Recorded data:
## Begin
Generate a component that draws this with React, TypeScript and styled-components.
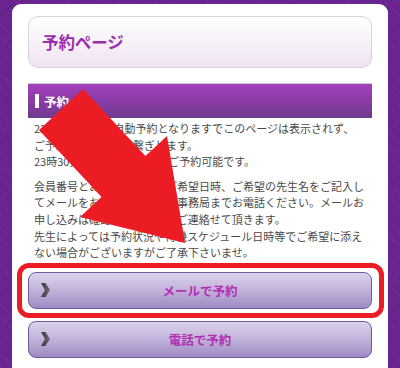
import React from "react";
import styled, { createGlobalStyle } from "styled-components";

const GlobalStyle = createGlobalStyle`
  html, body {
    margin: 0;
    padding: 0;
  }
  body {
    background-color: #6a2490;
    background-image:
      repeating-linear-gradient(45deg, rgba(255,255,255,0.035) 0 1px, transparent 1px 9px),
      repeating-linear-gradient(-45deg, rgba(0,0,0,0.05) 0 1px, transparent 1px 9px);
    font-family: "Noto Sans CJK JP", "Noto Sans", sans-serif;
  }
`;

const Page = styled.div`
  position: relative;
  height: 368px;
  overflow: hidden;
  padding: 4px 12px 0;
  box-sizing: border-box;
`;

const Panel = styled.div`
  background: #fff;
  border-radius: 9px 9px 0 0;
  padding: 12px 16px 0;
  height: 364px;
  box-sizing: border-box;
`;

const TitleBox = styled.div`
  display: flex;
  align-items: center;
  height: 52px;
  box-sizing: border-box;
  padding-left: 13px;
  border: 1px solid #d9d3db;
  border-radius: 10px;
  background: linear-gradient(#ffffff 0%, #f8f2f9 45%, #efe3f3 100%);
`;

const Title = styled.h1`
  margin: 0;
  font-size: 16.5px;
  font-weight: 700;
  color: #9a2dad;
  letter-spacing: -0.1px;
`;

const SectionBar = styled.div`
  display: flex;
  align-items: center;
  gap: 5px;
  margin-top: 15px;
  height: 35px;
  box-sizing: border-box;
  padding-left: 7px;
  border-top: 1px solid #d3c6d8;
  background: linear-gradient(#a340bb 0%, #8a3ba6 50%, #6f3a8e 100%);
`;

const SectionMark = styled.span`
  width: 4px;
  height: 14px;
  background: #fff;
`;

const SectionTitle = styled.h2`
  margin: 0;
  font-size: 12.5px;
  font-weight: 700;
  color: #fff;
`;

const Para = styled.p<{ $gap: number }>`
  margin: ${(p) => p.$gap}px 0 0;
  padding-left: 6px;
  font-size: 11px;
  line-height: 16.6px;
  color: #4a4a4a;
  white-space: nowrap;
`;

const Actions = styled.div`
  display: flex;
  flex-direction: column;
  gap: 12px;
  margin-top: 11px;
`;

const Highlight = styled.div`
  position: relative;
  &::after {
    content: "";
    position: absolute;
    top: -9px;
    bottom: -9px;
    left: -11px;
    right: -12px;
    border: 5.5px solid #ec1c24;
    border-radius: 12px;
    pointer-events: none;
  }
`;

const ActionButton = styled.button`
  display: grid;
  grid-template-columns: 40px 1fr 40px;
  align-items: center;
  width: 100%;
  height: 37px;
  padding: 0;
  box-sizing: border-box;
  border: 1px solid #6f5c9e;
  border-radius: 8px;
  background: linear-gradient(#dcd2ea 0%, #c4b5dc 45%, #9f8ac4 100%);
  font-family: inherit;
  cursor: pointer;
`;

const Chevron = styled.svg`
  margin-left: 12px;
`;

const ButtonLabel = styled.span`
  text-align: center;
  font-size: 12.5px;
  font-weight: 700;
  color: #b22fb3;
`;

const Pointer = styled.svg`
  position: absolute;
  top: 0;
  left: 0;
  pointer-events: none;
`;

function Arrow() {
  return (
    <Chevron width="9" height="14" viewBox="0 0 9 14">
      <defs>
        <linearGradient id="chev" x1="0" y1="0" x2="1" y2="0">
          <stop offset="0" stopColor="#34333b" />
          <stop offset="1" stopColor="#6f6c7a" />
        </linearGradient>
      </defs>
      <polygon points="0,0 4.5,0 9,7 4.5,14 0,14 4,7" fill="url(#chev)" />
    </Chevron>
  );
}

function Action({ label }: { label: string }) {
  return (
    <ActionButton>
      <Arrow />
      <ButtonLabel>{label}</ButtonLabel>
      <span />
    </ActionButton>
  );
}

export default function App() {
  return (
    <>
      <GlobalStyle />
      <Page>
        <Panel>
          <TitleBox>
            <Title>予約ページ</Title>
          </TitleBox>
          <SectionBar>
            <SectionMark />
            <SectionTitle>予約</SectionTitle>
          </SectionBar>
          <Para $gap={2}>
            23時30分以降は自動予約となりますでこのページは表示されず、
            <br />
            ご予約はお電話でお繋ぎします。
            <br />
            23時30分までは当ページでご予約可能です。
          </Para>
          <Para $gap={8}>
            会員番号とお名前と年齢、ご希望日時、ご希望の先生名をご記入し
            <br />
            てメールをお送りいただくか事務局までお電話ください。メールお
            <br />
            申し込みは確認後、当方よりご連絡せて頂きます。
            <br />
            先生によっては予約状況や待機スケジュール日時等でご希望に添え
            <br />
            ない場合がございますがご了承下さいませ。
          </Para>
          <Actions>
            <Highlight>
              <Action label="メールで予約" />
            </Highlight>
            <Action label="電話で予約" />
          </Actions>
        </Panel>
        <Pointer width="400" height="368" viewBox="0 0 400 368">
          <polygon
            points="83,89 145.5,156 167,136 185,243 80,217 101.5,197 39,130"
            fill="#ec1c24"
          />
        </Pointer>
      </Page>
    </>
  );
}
## End
What the task requires:
Count the lines of the data that include the string "components", and give only that number.

Reply:
2